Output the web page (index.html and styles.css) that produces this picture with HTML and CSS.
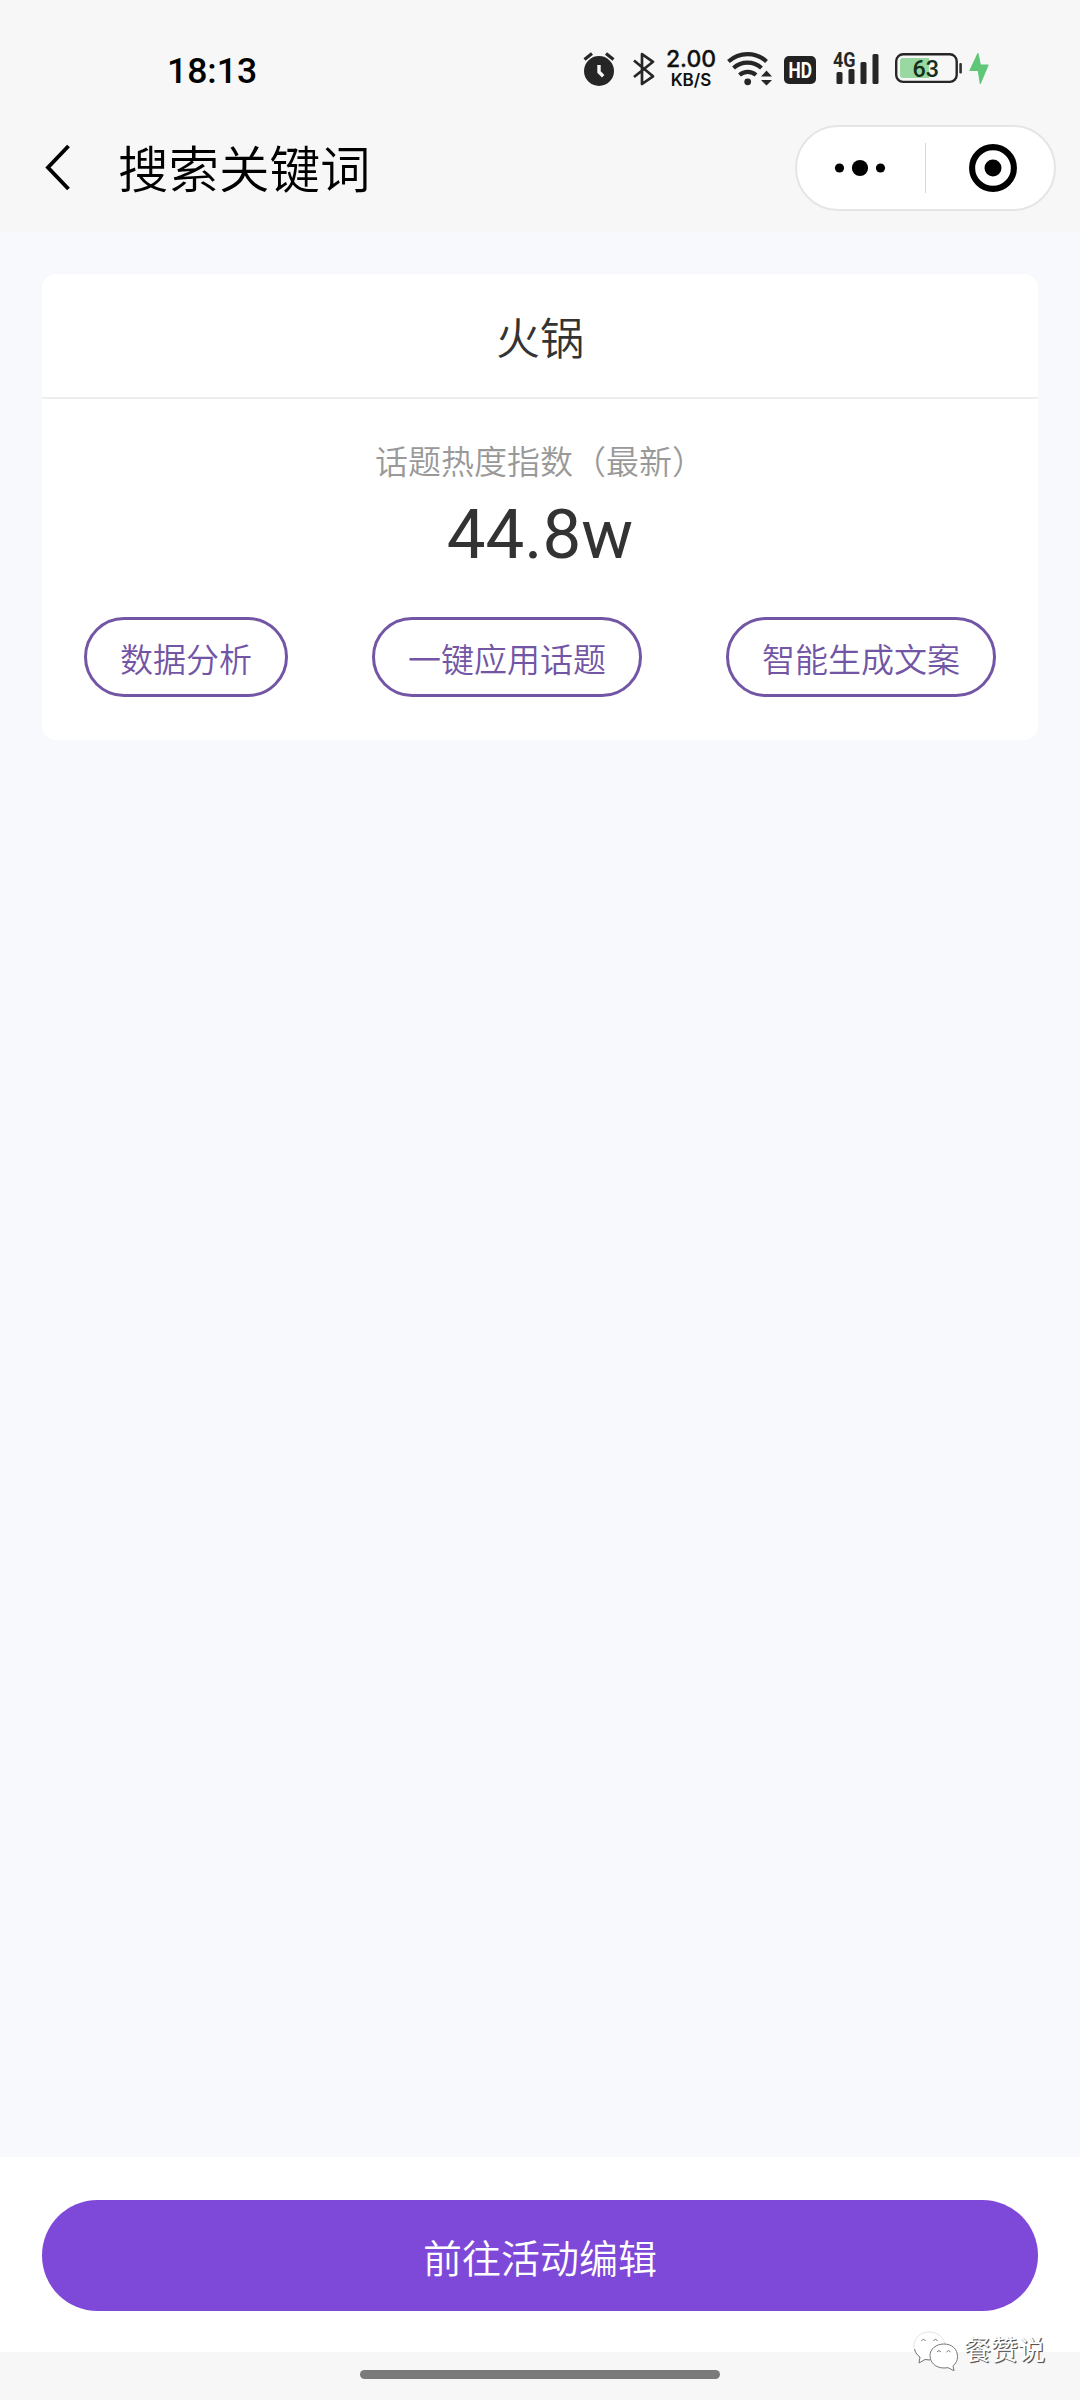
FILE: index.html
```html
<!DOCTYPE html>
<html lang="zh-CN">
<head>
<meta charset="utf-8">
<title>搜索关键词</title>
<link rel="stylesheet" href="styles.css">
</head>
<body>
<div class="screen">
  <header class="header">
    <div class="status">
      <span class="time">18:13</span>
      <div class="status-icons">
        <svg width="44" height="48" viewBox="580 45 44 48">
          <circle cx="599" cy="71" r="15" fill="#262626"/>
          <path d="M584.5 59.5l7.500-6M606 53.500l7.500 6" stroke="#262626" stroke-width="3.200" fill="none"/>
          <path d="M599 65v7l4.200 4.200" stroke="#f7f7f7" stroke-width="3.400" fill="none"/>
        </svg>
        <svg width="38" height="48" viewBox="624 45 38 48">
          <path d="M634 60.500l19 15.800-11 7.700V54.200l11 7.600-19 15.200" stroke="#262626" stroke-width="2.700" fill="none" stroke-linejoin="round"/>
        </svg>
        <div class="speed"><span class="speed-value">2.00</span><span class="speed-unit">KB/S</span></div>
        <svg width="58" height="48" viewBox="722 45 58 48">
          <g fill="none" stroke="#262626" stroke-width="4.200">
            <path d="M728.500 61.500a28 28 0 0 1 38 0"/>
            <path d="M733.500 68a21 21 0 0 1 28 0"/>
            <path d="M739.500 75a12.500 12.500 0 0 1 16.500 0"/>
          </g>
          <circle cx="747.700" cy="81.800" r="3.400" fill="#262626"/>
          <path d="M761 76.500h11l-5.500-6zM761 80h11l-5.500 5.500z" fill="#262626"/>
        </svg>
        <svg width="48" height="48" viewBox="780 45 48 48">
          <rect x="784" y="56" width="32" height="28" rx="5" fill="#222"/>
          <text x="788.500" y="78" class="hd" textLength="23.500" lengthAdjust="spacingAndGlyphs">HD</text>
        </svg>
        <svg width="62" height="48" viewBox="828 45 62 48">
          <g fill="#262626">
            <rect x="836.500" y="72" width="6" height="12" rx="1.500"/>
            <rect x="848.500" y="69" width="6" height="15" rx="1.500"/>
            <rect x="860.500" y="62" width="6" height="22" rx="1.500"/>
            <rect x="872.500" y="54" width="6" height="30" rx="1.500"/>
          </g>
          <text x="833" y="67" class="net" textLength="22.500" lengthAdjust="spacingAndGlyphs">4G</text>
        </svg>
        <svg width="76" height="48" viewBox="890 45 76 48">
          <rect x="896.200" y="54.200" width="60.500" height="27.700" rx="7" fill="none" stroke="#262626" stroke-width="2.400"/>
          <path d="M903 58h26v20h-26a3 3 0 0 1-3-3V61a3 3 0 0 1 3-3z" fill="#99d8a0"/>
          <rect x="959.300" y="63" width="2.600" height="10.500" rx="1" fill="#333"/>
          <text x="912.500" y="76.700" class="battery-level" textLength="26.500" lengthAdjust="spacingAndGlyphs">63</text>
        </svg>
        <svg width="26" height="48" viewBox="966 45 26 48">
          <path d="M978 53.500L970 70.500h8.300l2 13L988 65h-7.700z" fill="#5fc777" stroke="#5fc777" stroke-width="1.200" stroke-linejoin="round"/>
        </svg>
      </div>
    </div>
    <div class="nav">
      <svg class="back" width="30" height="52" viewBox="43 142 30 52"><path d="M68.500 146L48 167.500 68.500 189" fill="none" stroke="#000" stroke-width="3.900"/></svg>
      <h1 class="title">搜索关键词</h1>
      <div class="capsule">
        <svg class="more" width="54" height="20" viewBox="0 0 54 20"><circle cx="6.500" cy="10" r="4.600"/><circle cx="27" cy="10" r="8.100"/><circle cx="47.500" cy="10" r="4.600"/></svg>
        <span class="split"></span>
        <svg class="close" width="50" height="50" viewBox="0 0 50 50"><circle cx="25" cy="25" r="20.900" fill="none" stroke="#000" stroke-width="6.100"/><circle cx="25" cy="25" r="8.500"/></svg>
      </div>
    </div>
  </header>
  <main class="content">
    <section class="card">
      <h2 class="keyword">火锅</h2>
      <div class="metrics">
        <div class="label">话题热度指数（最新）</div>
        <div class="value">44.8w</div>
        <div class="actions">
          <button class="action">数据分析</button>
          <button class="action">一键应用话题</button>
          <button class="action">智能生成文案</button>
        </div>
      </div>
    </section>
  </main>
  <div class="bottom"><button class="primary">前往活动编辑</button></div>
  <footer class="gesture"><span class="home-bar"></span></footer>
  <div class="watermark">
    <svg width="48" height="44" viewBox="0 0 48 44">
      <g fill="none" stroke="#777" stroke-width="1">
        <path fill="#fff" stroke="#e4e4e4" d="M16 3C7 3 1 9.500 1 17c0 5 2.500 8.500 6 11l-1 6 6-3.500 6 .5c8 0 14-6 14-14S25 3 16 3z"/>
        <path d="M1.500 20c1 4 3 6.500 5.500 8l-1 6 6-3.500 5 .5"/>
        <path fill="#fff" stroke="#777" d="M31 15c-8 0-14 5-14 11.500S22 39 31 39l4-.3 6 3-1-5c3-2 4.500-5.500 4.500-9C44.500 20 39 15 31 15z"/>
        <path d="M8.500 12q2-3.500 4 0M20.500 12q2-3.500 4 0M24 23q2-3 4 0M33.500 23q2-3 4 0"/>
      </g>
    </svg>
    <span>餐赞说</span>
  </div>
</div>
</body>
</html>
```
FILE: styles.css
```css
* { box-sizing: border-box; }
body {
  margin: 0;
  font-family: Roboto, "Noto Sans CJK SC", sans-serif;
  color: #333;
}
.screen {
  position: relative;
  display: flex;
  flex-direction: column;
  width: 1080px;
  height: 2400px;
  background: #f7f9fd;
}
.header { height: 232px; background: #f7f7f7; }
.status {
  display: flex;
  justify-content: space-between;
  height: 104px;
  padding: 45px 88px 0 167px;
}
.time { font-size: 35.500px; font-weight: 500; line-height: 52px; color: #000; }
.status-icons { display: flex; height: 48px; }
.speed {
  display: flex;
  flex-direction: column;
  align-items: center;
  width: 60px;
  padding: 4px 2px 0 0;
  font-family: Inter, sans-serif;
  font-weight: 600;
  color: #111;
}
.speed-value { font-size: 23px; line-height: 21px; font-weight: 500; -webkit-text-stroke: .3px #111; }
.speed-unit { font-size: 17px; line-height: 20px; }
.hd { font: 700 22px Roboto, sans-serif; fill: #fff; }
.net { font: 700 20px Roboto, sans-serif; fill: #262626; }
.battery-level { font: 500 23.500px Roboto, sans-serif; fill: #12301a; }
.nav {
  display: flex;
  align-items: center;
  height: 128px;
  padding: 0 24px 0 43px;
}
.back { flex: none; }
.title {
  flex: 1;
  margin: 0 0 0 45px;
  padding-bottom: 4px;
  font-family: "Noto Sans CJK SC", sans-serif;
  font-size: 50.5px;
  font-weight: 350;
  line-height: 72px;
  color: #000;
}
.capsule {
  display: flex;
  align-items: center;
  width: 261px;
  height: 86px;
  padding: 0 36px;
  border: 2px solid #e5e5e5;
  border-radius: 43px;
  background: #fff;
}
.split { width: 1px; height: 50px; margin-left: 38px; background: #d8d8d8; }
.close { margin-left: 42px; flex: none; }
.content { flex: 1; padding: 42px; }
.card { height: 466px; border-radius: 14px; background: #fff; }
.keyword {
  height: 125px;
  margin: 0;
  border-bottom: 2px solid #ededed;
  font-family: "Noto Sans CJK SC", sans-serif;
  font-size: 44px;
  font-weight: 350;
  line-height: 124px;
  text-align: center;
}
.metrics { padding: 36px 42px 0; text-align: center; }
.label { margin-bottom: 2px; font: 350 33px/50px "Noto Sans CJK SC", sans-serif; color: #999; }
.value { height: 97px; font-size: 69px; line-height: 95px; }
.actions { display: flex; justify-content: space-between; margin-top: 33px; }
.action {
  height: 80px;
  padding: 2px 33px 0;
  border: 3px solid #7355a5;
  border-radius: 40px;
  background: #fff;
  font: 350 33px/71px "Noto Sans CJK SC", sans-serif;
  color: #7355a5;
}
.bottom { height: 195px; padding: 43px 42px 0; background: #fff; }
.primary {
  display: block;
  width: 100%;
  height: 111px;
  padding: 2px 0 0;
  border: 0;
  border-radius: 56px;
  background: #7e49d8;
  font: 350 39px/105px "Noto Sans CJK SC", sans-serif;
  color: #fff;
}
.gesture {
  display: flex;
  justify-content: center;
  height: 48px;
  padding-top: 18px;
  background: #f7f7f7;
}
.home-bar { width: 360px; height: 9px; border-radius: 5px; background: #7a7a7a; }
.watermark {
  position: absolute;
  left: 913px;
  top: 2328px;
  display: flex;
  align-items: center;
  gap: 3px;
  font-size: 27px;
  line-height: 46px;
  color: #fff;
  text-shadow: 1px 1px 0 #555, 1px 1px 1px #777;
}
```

DESCRIPTION OF THE TASK —
Pick each line holding the word "styles" out of the listing.

FINAL RESULT —
Output the web page (index.html and styles.css) that produces this picture with HTML and CSS.
<link rel="stylesheet" href="styles.css">
FILE: styles.css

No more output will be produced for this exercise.